#### Given task:
Take every line where the string "this" appears and copy it.

Front-end source files:
<<<<

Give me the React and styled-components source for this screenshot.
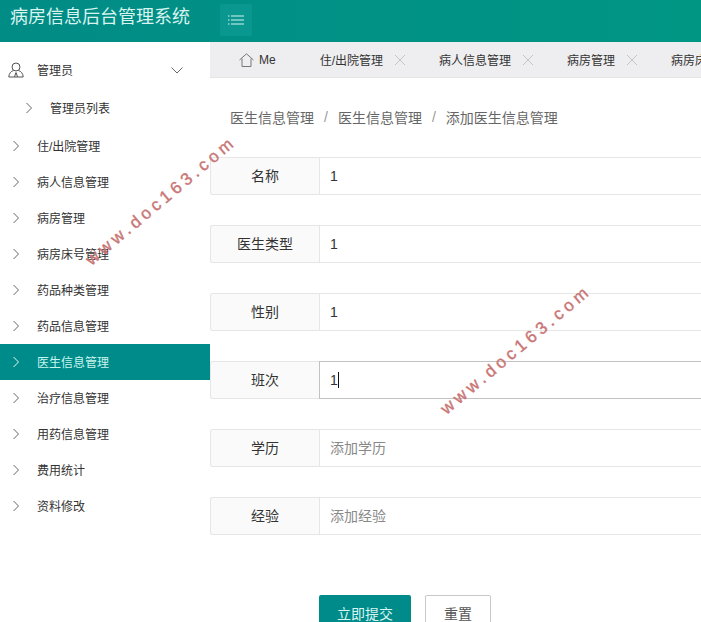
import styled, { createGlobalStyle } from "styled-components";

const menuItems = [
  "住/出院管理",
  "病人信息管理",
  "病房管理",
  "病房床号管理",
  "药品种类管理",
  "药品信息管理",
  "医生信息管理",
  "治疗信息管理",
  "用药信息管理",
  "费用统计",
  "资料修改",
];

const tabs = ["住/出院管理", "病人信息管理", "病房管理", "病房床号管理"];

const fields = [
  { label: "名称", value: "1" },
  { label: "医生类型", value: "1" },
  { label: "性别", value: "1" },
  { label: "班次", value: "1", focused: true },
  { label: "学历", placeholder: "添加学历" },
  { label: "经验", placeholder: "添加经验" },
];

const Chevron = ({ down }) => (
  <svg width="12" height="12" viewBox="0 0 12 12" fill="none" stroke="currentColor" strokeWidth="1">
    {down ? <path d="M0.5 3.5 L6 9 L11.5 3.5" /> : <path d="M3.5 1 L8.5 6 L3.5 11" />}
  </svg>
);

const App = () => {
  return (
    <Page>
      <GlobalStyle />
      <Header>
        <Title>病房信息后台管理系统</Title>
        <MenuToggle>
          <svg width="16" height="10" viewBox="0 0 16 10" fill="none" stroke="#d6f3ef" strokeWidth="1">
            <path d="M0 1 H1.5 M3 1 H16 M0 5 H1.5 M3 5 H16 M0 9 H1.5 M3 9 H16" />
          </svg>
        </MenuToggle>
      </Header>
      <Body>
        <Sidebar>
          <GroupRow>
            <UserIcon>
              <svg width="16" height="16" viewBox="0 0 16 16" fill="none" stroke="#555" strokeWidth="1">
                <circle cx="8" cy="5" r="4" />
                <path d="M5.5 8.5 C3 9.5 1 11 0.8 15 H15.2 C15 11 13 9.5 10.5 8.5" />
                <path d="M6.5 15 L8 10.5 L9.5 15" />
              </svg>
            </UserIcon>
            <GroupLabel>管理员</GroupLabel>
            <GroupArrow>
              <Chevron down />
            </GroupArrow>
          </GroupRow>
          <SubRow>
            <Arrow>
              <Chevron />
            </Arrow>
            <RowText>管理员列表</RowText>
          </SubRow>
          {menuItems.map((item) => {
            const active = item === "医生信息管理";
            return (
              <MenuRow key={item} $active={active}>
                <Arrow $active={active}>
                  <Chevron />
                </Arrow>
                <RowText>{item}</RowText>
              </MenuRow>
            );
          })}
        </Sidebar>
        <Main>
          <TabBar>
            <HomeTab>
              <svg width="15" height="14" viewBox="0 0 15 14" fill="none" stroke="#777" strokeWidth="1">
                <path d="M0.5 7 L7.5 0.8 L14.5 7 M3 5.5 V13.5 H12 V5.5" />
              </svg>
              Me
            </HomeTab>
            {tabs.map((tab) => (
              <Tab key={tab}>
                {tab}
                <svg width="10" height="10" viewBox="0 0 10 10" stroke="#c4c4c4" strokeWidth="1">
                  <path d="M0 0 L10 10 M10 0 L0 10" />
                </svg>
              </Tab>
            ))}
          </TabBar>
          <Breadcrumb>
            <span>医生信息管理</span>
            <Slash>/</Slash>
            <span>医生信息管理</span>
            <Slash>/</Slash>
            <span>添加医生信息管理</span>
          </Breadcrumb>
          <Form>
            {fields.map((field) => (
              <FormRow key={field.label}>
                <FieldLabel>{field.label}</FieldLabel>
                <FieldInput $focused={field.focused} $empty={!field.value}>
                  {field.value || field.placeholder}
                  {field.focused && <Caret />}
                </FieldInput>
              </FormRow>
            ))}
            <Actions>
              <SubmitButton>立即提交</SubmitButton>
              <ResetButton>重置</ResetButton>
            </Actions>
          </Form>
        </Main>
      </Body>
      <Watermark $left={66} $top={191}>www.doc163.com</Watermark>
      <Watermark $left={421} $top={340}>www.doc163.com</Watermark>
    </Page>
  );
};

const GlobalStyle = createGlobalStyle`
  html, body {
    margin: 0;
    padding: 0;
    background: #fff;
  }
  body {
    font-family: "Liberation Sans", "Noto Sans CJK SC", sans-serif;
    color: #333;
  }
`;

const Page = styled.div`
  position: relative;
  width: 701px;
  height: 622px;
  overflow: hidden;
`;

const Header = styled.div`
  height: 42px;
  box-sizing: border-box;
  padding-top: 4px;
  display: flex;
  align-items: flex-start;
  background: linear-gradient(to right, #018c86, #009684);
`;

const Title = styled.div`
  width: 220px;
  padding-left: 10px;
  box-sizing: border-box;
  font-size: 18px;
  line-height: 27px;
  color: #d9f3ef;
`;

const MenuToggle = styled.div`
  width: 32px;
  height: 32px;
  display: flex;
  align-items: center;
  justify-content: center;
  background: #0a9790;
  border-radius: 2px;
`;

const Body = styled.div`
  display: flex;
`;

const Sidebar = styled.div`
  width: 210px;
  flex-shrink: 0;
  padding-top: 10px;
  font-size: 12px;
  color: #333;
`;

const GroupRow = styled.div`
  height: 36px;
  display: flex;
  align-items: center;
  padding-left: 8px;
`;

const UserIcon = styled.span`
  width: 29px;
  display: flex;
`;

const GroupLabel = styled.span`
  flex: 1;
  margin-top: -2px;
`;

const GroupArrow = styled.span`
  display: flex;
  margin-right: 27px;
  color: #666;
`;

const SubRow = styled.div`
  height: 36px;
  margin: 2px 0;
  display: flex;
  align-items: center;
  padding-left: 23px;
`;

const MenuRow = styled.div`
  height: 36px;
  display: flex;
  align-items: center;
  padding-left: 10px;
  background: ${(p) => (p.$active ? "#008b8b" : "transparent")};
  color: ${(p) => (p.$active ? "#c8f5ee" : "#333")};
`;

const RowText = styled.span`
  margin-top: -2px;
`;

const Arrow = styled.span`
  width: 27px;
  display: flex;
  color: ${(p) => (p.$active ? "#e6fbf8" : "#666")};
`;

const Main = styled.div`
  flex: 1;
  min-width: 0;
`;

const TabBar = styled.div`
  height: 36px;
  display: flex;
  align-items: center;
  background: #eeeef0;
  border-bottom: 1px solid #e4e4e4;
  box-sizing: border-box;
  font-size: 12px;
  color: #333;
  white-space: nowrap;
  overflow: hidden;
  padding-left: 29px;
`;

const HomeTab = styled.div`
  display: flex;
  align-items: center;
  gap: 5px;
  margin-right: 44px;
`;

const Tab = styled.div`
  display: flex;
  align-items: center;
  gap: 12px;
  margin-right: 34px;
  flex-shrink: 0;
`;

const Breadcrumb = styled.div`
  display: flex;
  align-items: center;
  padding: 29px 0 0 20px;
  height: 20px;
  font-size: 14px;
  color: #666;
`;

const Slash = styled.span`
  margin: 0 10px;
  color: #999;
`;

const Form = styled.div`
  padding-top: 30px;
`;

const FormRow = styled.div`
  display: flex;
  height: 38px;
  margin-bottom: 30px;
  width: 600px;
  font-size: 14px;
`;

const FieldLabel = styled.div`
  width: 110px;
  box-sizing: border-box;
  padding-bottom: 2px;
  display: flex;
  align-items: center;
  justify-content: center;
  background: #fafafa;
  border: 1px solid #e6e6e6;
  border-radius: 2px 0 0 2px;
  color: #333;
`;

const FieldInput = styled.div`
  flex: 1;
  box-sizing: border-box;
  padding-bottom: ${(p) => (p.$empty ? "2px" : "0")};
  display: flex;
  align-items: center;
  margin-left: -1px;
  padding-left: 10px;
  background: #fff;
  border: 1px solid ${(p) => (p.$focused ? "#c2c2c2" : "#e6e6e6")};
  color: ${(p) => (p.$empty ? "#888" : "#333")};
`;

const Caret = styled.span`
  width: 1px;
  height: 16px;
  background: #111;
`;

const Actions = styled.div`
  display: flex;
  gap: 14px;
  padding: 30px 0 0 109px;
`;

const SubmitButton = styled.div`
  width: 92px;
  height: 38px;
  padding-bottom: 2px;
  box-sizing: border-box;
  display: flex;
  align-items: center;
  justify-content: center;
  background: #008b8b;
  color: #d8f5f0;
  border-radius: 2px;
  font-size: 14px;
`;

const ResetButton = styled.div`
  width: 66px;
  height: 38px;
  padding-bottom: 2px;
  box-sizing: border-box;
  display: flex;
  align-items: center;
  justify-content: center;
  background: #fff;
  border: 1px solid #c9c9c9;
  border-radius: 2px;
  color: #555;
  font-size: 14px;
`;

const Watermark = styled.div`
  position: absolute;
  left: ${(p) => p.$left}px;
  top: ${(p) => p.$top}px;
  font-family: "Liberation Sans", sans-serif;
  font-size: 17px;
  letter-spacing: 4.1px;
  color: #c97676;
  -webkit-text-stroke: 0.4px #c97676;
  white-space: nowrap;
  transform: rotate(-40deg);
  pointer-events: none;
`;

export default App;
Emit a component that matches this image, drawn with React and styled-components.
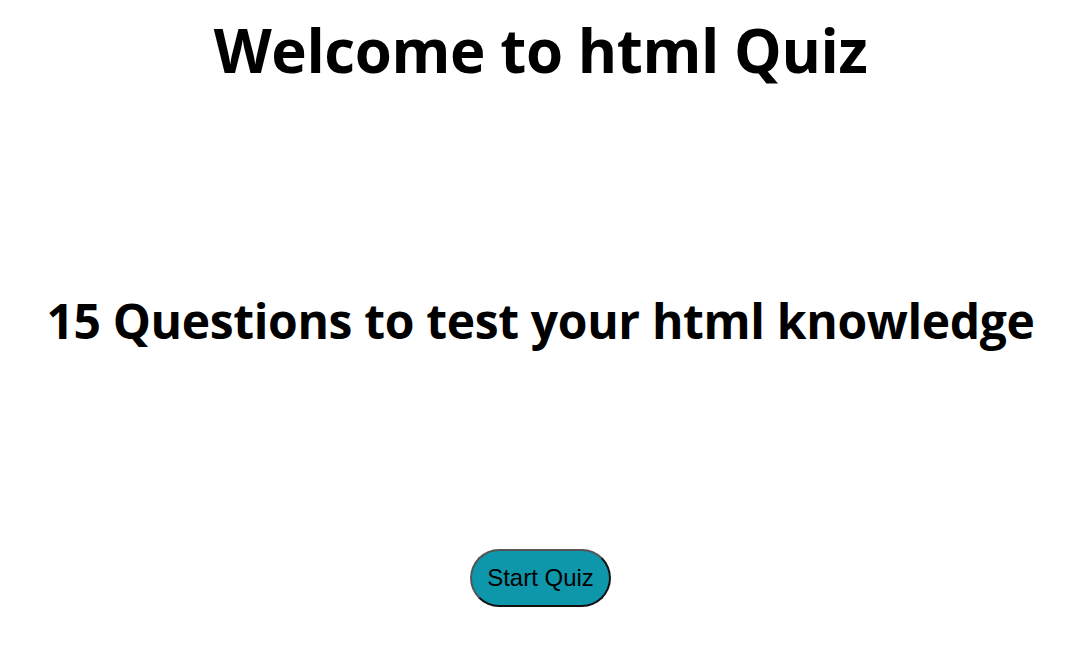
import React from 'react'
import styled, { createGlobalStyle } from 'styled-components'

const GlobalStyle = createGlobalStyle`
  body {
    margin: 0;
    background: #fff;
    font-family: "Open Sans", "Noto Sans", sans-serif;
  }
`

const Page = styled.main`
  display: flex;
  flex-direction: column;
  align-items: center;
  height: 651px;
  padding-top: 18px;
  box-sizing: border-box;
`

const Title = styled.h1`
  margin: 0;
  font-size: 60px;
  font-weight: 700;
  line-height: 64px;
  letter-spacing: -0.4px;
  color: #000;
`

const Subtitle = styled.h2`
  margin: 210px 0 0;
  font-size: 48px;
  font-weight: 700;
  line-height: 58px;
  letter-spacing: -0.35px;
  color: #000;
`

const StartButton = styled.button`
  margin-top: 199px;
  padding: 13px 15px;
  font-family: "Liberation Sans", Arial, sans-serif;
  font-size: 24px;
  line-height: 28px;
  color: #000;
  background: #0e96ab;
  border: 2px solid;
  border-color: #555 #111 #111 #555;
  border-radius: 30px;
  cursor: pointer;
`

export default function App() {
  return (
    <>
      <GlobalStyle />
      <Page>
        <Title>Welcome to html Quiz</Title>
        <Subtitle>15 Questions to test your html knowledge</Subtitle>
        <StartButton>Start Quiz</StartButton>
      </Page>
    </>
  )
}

>>>>

#### Completed exercise:
Give me the React and styled-components source for this screenshot.
Emit a component that matches this image, drawn with React and styled-components.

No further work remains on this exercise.